So on Saturday I went out to North Adams to visit the Massachusetts Museum of Contemporary Art. As always it was a fantastic time.
The drive out was delightful. We stopped off in Greenfield where I ran into a few friends at the farmer's market and then we stopped for lunch at Shelburne Falls (where we also trooped across the Bridge of Flowers and checked out the glacial pot holes). Then a winding drive through the Berkshires to reach North Adams and the museum. Someday when I have more time, I really want to explore a few more of the spots along the road -- apparently there's a zipline canopy tour out there now. I'd also do some of the rafting/tubing/canoeing trips but the Deerfield river is very shallow and I cause a lot of displacement in small boats.
At any rate, we found some parking and went inside. The Mass MoCA is a converted mill building with lots of big, open spaces to display all kinds of great art. There's a lot of great stuff going on right now including exhibitions of work by:
Jason Middlebrook -- His artwork involves taking longitudinal cross-sections of trees and then painting over the wood with angular stripes. The effect is an artificial "wood grain" and it's very arresting and attractive. If I were a wealthy art collector, I'd certainly want a piece or two of his decorating my palatial estate.
Sol LeWitt -- Bright, colorful, geometric wall paintings. Wonderful selections of form and color. You'll have an intense desire to repaint every room in your house.

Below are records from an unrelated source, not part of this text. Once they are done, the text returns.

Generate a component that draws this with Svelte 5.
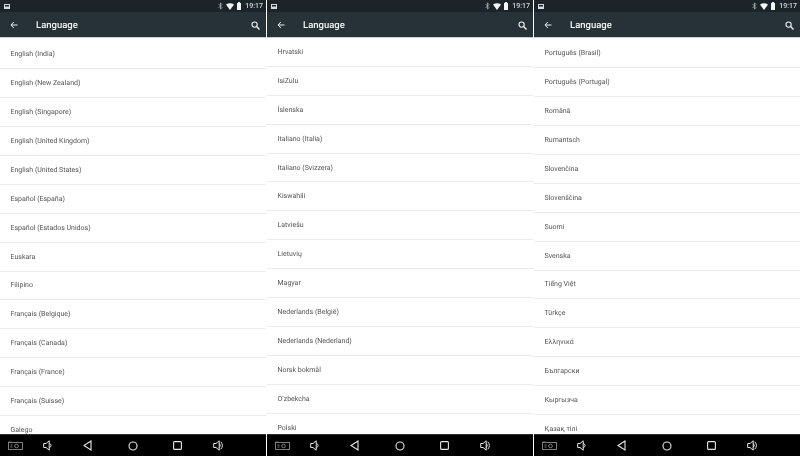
<script lang="ts">
    const panels = [
        {
            offset: 0.4,
            languages: [
                "English (India)",
                "English (New Zealand)",
                "English (Singapore)",
                "English (United Kingdom)",
                "English (United States)",
                "Español (España)",
                "Español (Estados Unidos)",
                "Euskara",
                "Filipino",
                "Français (Belgique)",
                "Français (Canada)",
                "Français (France)",
                "Français (Suisse)",
                "Galego",
            ],
        },
        {
            offset: -2,
            languages: [
                "Hrvatski",
                "IsiZulu",
                "Íslenska",
                "Italiano (Italia)",
                "Italiano (Svizzera)",
                "Kiswahili",
                "Latviešu",
                "Lietuvių",
                "Magyar",
                "Nederlands (België)",
                "Nederlands (Nederland)",
                "Norsk bokmål",
                "O‘zbekcha",
                "Polski",
            ],
        },
        {
            offset: -0.6,
            languages: [
                "Português (Brasil)",
                "Português (Portugal)",
                "Română",
                "Rumantsch",
                "Slovenčina",
                "Slovenščina",
                "Suomi",
                "Svenska",
                "Tiếng Việt",
                "Türkçe",
                "Ελληνικά",
                "Български",
                "Кыргызча",
                "Қазақ тілі",
            ],
        },
    ];
</script>

<div class="screens">
    {#each panels as panel}
        <section class="phone">
            <div class="status">
                <svg viewBox="0 0 6 5" width="6" height="5">
                    <rect x="0.500" y="0.500" width="5" height="4" fill="none" stroke="#d5dadc" />
                    <rect x="1" y="2.500" width="4" height="2" fill="#d5dadc" />
                </svg>
                <span class="spacer"></span>
                <svg viewBox="0 0 5 8" width="5" height="8">
                    <path d="M0.500 2 4 5.500 2.500 7.200V0.800L4 2.500 0.500 6" fill="none" stroke="#b9c0c4" stroke-width="0.700" />
                </svg>
                <svg viewBox="0 0 8 7" width="8" height="7">
                    <path d="M0 1.500Q4-1 8 1.500L4 7Z" fill="#f4f6f6" />
                </svg>
                <svg viewBox="0 0 4 8" width="4" height="8">
                    <rect y="1" width="4" height="7" fill="#f4f6f6" />
                    <rect x="1" width="2" height="1" fill="#f4f6f6" />
                </svg>
                <span class="time">19:17</span>
            </div>
            <header class="toolbar">
                <svg viewBox="0 0 8 8" width="8" height="8">
                    <path d="M7.500 4H1M3.900 1 1 4l2.900 3" fill="none" stroke="#eef1f2" stroke-width="1" />
                </svg>
                <h1>Language</h1>
                <svg viewBox="0 0 9 9" width="9" height="9">
                    <circle cx="3.600" cy="3.600" r="2.600" fill="none" stroke="#eef1f2" stroke-width="1.100" />
                    <path d="M5.600 5.600 8.500 8.500" stroke="#eef1f2" stroke-width="1.400" />
                </svg>
            </header>
            <div class="list">
                <ul style="margin-top: {panel.offset}px">
                    {#each panel.languages as language}
                        <li>{language}</li>
                    {/each}
                </ul>
            </div>
            <nav class="nav">
                <svg viewBox="0 0 15 9" width="15" height="9">
                    <rect x="0.500" y="1.500" width="14" height="7" fill="none" stroke="#7d7d7d" />
                    <path d="M0.500 1.500h3v-1h-3z" fill="#7d7d7d" />
                    <circle cx="8.500" cy="5" r="1.800" fill="none" stroke="#7d7d7d" />
                    <path d="M2.500 4h2M2.500 6h2" stroke="#7d7d7d" />
                </svg>
                <svg class="vol-down" viewBox="0 0 10 11" width="10" height="11">
                    <path d="M0.700 3.500H3L6.200 0.800V10.200L3 7.500H0.700ZM6.200 3Q10 5.500 6.200 8" fill="none" stroke="#e6e6e6" />
                </svg>
                <svg class="back" viewBox="0 0 9 11" width="9" height="11">
                    <path d="M8 1 1 5.500 8 10Z" fill="none" stroke="#e6e6e6" stroke-width="1.100" />
                </svg>
                <svg class="home" viewBox="0 0 10 10" width="10" height="10">
                    <circle cx="5" cy="5" r="4" fill="none" stroke="#e6e6e6" stroke-width="1.100" />
                </svg>
                <svg class="recents" viewBox="0 0 9 9" width="9" height="9">
                    <rect x="0.600" y="0.600" width="7.800" height="7.800" rx="1" fill="none" stroke="#e6e6e6" stroke-width="1.100" />
                </svg>
                <svg class="vol-up" viewBox="0 0 12 11" width="12" height="11">
                    <path d="M0.700 3.500H3L6.200 0.800V10.200L3 7.500H0.700ZM6.200 3.500Q8.500 5.500 6.200 7.500M7.800 1.800Q11 5.500 7.800 9.200" fill="none" stroke="#e6e6e6" />
                </svg>
            </nav>
        </section>
    {/each}
</div>

<style>
    :global(body) {
        margin: 0;
        background: #fff;
    }

    .screens {
        display: flex;
        gap: 1px;
        width: 800px;
        height: 456px;
        font-family: Roboto, "Noto Sans", sans-serif;
        text-rendering: geometricPrecision;
    }

    .phone {
        flex: 1;
        min-width: 0;
        display: flex;
        flex-direction: column;
        overflow: hidden;
        filter: blur(0.3px);
    }

    .status {
        flex: none;
        height: 12px;
        box-sizing: border-box;
        padding: 0 3px 0 4px;
        display: flex;
        align-items: center;
        gap: 3px;
        background: #1b2429;
    }

    .spacer {
        flex: 1;
    }

    .time {
        margin-left: 1px;
        color: #d5dadc;
        font-size: 7px;
        font-weight: 500;
    }

    .toolbar {
        flex: none;
        height: 26px;
        box-sizing: border-box;
        display: flex;
        align-items: center;
        padding: 1px 6px 0 10px;
        background: #263238;
        border-bottom: 1px solid #c5cbce;
    }

    .toolbar h1 {
        flex: 1;
        margin: 0 0 0 18px;
        color: #f1f3f4;
        font-size: 9.500px;
        font-weight: 500;
    }

    .list {
        flex: 1;
        min-height: 0;
        overflow: hidden;
        padding-top: 2px;
        background: #fff;
        /* the list is all greys: this drops the colour fringes of the text */
        filter: grayscale(1);
    }

    ul {
        list-style: none;
        margin: 0;
        padding: 0;
    }

    li {
        height: 28.900px;
        box-sizing: border-box;
        padding-left: 10.500px;
        display: flex;
        align-items: center;
        border-bottom: 1px solid #ececec;
        color: #555;
        font-size: 7px;
    }

    .nav {
        flex: none;
        height: 22px;
        display: flex;
        align-items: center;
        background: #000;
        border-top: 1px solid #333;
        box-sizing: border-box;
        padding-left: 8px;
    }

    .vol-down {
        margin-left: 20px;
    }

    .back {
        margin-left: 30px;
    }

    .home {
        margin-left: 36px;
    }

    .recents {
        margin-left: 35px;
    }

    .vol-up {
        margin-left: 31px;
    }
</style>
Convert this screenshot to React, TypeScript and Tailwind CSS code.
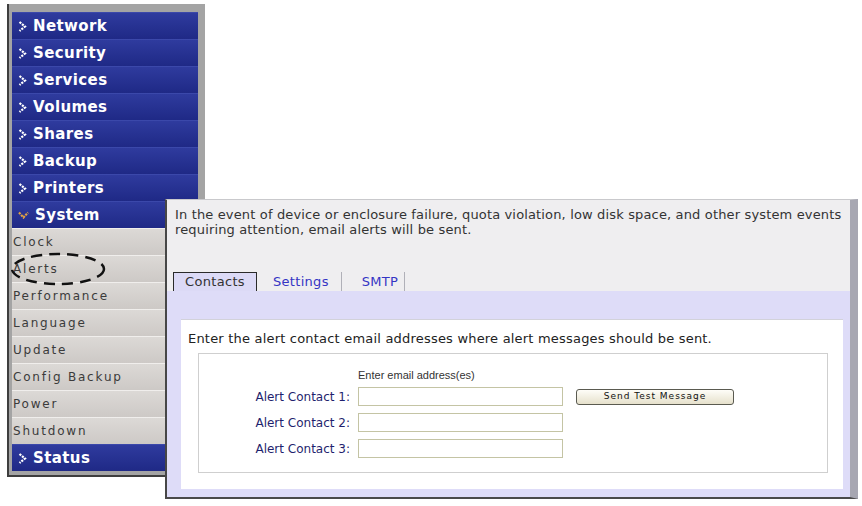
import React from 'react';

const mainMenu = ['Network', 'Security', 'Services', 'Volumes', 'Shares', 'Backup', 'Printers'];
const systemItems = ['Clock', 'Alerts', 'Performance', 'Language', 'Update', 'Config Backup', 'Power', 'Shutdown'];

const Chevron: React.FC<{ down?: boolean }> = ({ down }) =>
  down ? (
    <svg width="11" height="8" viewBox="0 0 11 8" className="shrink-0">
      <polyline points="1,1.5 5.5,6.5 10,1.5" fill="none" stroke="#e2a244" strokeWidth="2.2" strokeDasharray="2.2 1" />
    </svg>
  ) : (
    <svg width="9" height="11" viewBox="0 0 9 11" className="shrink-0">
      <polyline points="1.5,1 7,5.5 1.5,10" fill="none" stroke="#ffffff" strokeWidth="2.2" strokeDasharray="2.2 1" />
    </svg>
  );

const BlueRow: React.FC<{ label: string; down?: boolean }> = ({ label, down }) => (
  <div className="h-[27px] flex items-center gap-[6px] pl-[6px] bg-linear-to-b from-[#2f3b9e] to-[#1f2986] border-t border-[#3b48aa] text-white text-[15px] tracking-[0.4px] font-bold">
    <Chevron down={down} />
    <span>{label}</span>
  </div>
);

const SubRow: React.FC<{ label: string }> = ({ label }) => (
  <div className="h-[27px] flex items-center pl-[1px] bg-linear-to-b from-[#dcd9d6] to-[#cdc9c6] border-t border-[#f0eeec] text-[12px] tracking-[1.8px] text-[#3b3b3b]">
    {label}
  </div>
);

const Sidebar: React.FC = () => (
  <div className="ml-[7px] mt-[4px] w-[198px] bg-[#a4a4a4] border-l-2 border-b-2 border-[#3e3e3e] pl-[3px] pt-[8px] pr-[7px] pb-[4px]">
    {mainMenu.map((item) => (
      <BlueRow key={item} label={item} />
    ))}
    <BlueRow label="System" down />
    {systemItems.map((item) => (
      <SubRow key={item} label={item} />
    ))}
    <BlueRow label="Status" />
  </div>
);

const ContactRow: React.FC<{ n: number; button?: boolean }> = ({ n, button }) => (
  <div className="flex items-center h-[19px]">
    <div className="w-[151px] text-right text-[12px] text-[#1f1f6e]">Alert Contact {n}:</div>
    <input className="ml-[8px] w-[205px] h-[19px] border border-[#c4c4a4] bg-white outline-none" />
    {button && (
      <button className="ml-[13px] w-[158px] h-[16px] rounded-[3px] border border-[#5a5a50] bg-linear-to-b from-[#fefdf8] to-[#e6e1cc] text-[9px] tracking-[1px] text-[#111] leading-none">
        Send Test Message
      </button>
    )}
  </div>
);

const AlertsWindow: React.FC = () => (
  <div className="absolute left-[165px] top-[199px] w-[693px] h-[300px] flex flex-col border-l-2 border-b-2 border-t border-l-[#474747] border-b-[#4a4a4a] border-t-[#c9c9cc] border-r-[8px] border-r-[#a7a7b2] bg-[#dedcf8]">
    <div className="h-[91px] bg-[#efeef0] flex flex-col justify-between pt-[7px]">
      <p className="pl-[8px] pr-[2px] text-[13px] tracking-[0.15px] leading-[15px] text-[#333]">
        In the event of device or enclosure failure, quota violation, low disk space, and other system events
        requiring attention, email alerts will be sent.
      </p>
      <div className="flex items-end pl-[6px] text-[13px] tracking-[0.3px]">
        <div className="w-[84px] h-[19px] flex items-center justify-center border border-[#2a2a2a] border-b-0 bg-[#dcdaf6] text-[#333]">
          Contacts
        </div>
        <div className="h-[19px] flex items-center pl-[16px] pr-[12px] border-r border-[#b0b0b8] text-[#3535c4]">Settings</div>
        <div className="h-[19px] flex items-center pl-[20px] pr-[6px] border-r border-[#b0b0b8] text-[#3535c4]">SMTP</div>
      </div>
    </div>
    <div className="flex-1 pt-[28px] pl-[14px] pr-[7px] pb-[8px]">
      <div className="h-full bg-white border-t border-[#d2d2da] pt-[11px] pl-[7px]">
        <p className="text-[13px] tracking-[0.2px] leading-[15px] text-[#222]">
          Enter the alert contact email addresses where alert messages should be sent.
        </p>
        <div className="mt-[7px] ml-[10px] mr-[15px] h-[120px] border border-[#cfcfcf] pt-[14px]">
          <div className="pl-[159px] text-[11px] leading-[14px] text-[#333] font-['Liberation_Sans',Arial,sans-serif]">
            Enter email address(es)
          </div>
          <div className="mt-[5px] flex flex-col gap-[7px]">
            <ContactRow n={1} button />
            <ContactRow n={2} />
            <ContactRow n={3} />
          </div>
        </div>
      </div>
    </div>
  </div>
);

export default function App() {
  return (
    <div className="relative w-[862px] h-[506px] bg-white overflow-hidden font-['DejaVu_Sans',Verdana,sans-serif]">
      <Sidebar />
      <svg className="absolute left-0 top-0 pointer-events-none" width="200" height="300" viewBox="0 0 200 300">
        <ellipse cx="58" cy="269" rx="46" ry="15" fill="none" stroke="#111" strokeWidth="2.5" strokeDasharray="11 7" />
      </svg>
      <AlertsWindow />
    </div>
  );
}
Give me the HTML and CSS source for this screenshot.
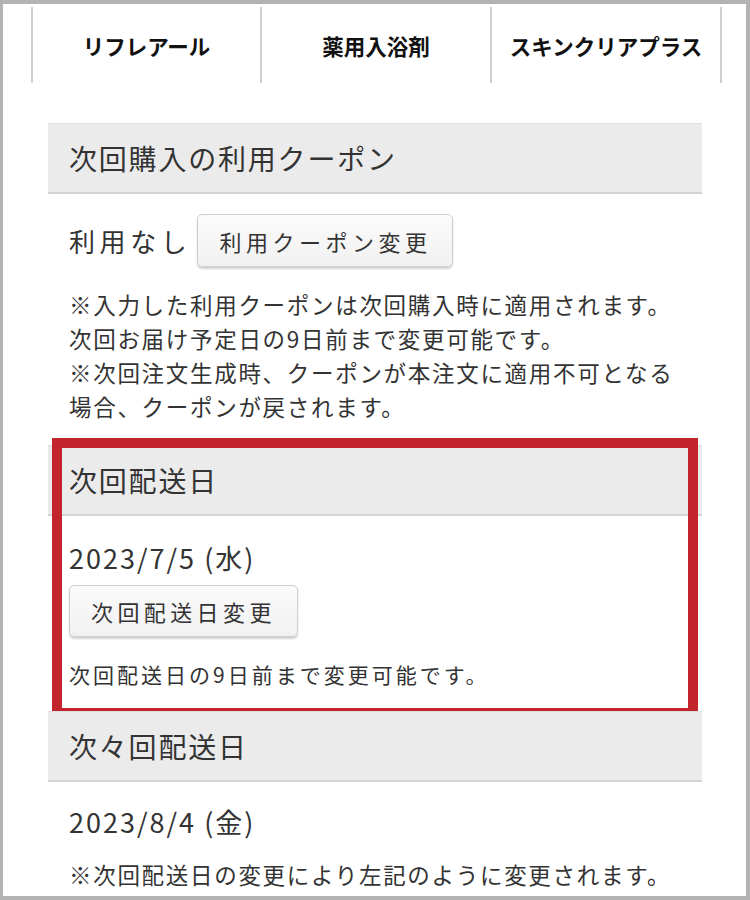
FILE: index.html
```html
<!DOCTYPE html>
<html lang="ja">
<head>
  <meta charset="UTF-8" />
  <meta name="viewport" content="width=device-width, initial-scale=1.0" />
  <title>定期購入の変更</title>
  <link rel="stylesheet" href="styles.css">
</head>
<body>
  <div class="frame">
    <nav class="tabs">
      <div class="tab">リフレアール</div>
      <div class="tab">薬用入浴剤</div>
      <div class="tab">スキンクリアプラス</div>
    </nav>

    <div class="content">
      <section class="block">
        <h2 class="block-title">次回購入の利用クーポン</h2>
        <div class="block-body coupon-body">
          <div class="value-row">
            <span class="value">利用なし</span>
            <button class="btn">利用クーポン変更</button>
          </div>
          <p class="note">※入力した利用クーポンは次回購入時に適用されます。<br>次回お届け予定日の9日前まで変更可能です。<br>※次回注文生成時、クーポンが本注文に適用不可となる<br>場合、クーポンが戻されます。</p>
        </div>
      </section>

      <section class="block highlighted">
        <h2 class="block-title">次回配送日</h2>
        <div class="block-body next-body">
          <div class="date">2023/7/5 (水)</div>
          <button class="btn">次回配送日変更</button>
          <p class="note">次回配送日の9日前まで変更可能です。</p>
        </div>
        <div class="red-mark"></div>
      </section>

      <section class="block">
        <h2 class="block-title">次々回配送日</h2>
        <div class="block-body after-body">
          <div class="date">2023/8/4 (金)</div>
          <p class="note">※次回配送日の変更により左記のように変更されます。</p>
        </div>
      </section>
    </div>
  </div>
</body>
</html>
```

FILE: styles.css
```css
* {
  margin: 0;
  padding: 0;
  box-sizing: border-box;
}
body {
  background-color: #fff;
  font-family: "Noto Sans CJK JP", "Noto Sans", sans-serif;
  color: #333;
}
.frame {
  width: 750px;
  height: 900px;
  border: 4px solid #b3b3b3;
  border-left-width: 3px;
  overflow: hidden;
  background-color: #fff;
}

/* tabs */
.tabs {
  display: flex;
  margin: 3px 0 0 28px;
}
.tab {
  width: 230px;
  height: 76px;
  border-left: 2px solid #d0d0d0;
  display: flex;
  align-items: center;
  justify-content: center;
  font-size: 21.5px;
  font-weight: bold;
  color: #111;
}
.tab:first-child {
  width: 229px;
}
.tab:last-child {
  width: 232px;
  border-right: 2px solid #d0d0d0;
}

/* sections */
.content {
  width: 654px;
  margin: 40px 0 0 45px;
}
.block {
  position: relative;
}
.block-title {
  height: 71px;
  padding-left: 21px;
  display: flex;
  align-items: center;
  background-color: #ebebeb;
  border-top: 1px solid #dedede;
  border-bottom: 2px solid #d3d3d3;
  font-size: 28px;
  font-weight: normal;
  letter-spacing: 1.8px;
  color: #333;
}
.block-body {
  padding: 20px 21px 22px;
}
.value-row {
  display: flex;
  align-items: center;
  gap: 6px;
}
.value {
  font-size: 26px;
  letter-spacing: 4.6px;
}
.date {
  font-size: 27px;
  line-height: 40px;
  letter-spacing: 2px;
}
.btn {
  font-family: inherit;
  font-size: 22px;
  letter-spacing: 4.5px;
  color: #333;
  height: 53px;
  padding: 0 21px 0 21px;
  background: linear-gradient(#fbfbfb, #f1f1f1);
  border: 1px solid #cfcfcf;
  border-radius: 5px;
  box-shadow: 0 2px 2px rgba(0, 0, 0, 0.18);
}
.note {
  font-size: 22.5px;
  line-height: 34px;
  letter-spacing: 1.7px;
  margin-top: 20px;
}

.next-body {
  padding: 22px 21px 20px;
}
.next-body .btn {
  height: 52px;
  margin-top: 7px;
  letter-spacing: 4.4px;
}
.next-body .note {
  font-size: 21px;
  letter-spacing: 3px;
  margin-top: 20px;
}
.after-body {
  padding: 20px 21px 0;
}
.after-body .note {
  margin-top: 15px;
}

/* annotation frame drawn over the highlighted block */
.red-mark {
  position: absolute;
  top: -7px;
  bottom: -7px;
  left: 4px;
  right: 4px;
  border: 10px solid #c3252c;
  pointer-events: none;
}
```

Michael Oatman -- Imagine if someone converted an Airstream trailer into a space station. Now imagine that it fell from orbit to land on a gantry three stories above the ground. That's what his exhibit is like. The trailer suffered from being a bit small for me, but it was meticulously decked out with everything a lonely astronaut could need -- although how he managed to get all those ham radio call-sign postcards into orbit is a bit of a question. Just a fun exhibit.
Mark Dion-- Likewise, Mr. Dion has built an octagonal room, the inside of which he has furnished with his life, or perhaps a 19th century analog of his life. Odd and ends and boxes and packages and books and curios and all of it tempting you to touch it (although please don't touch anything).
One Minute Film Festival -- exactly what you think it is. There was a one-minute film festival in New York and this collects about a decade worth of films. The only problem with this exhibit (aside from your inability to not watch "just one more") is that there are movie posters of a number of films and I wish I could have selected them on demand since you had no idea when you'd see it.
Xu Bing -- The artist has brought his two Phoenix (a male and a female, although why immortal animals have gender is beyond me) to the US. The phoenixes are two massive sculptures made out of construction site debris. One of the phoenixes has a coxcomb made of red hardhats. There are feathers made of shovel heads. All kinds of leftover scrap goes to create these enormous and fantastic creatures. Other items from the artist include a giant brushwork painting, a poem with amazing calligraphy, a panoramic movie, a book made up entirely of symbols and an intriguing display of cigarettes.
Tom Phillips -- This was my favorite exhibit. In the late 60's Tom Phillips purchased this Victorian Novel called "A Human Document" for a couple shillings. He then took each page of the book and covered it with his artwork except for a few carefully chosen words/phrases on each page. In this way he's re-inventing the book and telling a new tale from what existed before. He finished replacing each page in the early 70's. Now he's going back and redoing the whole thing. The exhibit shows the original page, his first draft below that, and the current draft below that. You could easily spend all day just going page to page to page. I had to force myself to look away or I'd be trapped when they closed the museum. The gift shop had a copy of this "art book" -- which has a mix of first- and second- draft artwork, so I picked that up to gaze through. Just fascinating.
So that was everything on display. We went out for supper and came back for the evening performance of Mucca Pazza, a punk-rock marching band from Chicago. They were a lot of fun and put on a good show. They even had post-modern cheerleaders -- which I can't explain any better than that. They also had accordion, violin and electric guitar who all used megaphone-topped crash helmets to get their sound out when marching. Sadly, they aren't planning to make Honk! this year, but they'd be a great addition.
After that, it was time to drive home...through the twisty mountain roads...in the dark. But I'm posting so obviously we made it. But yeah, Mass MoCA has some great stuff going on and if you can get out to see it, you should.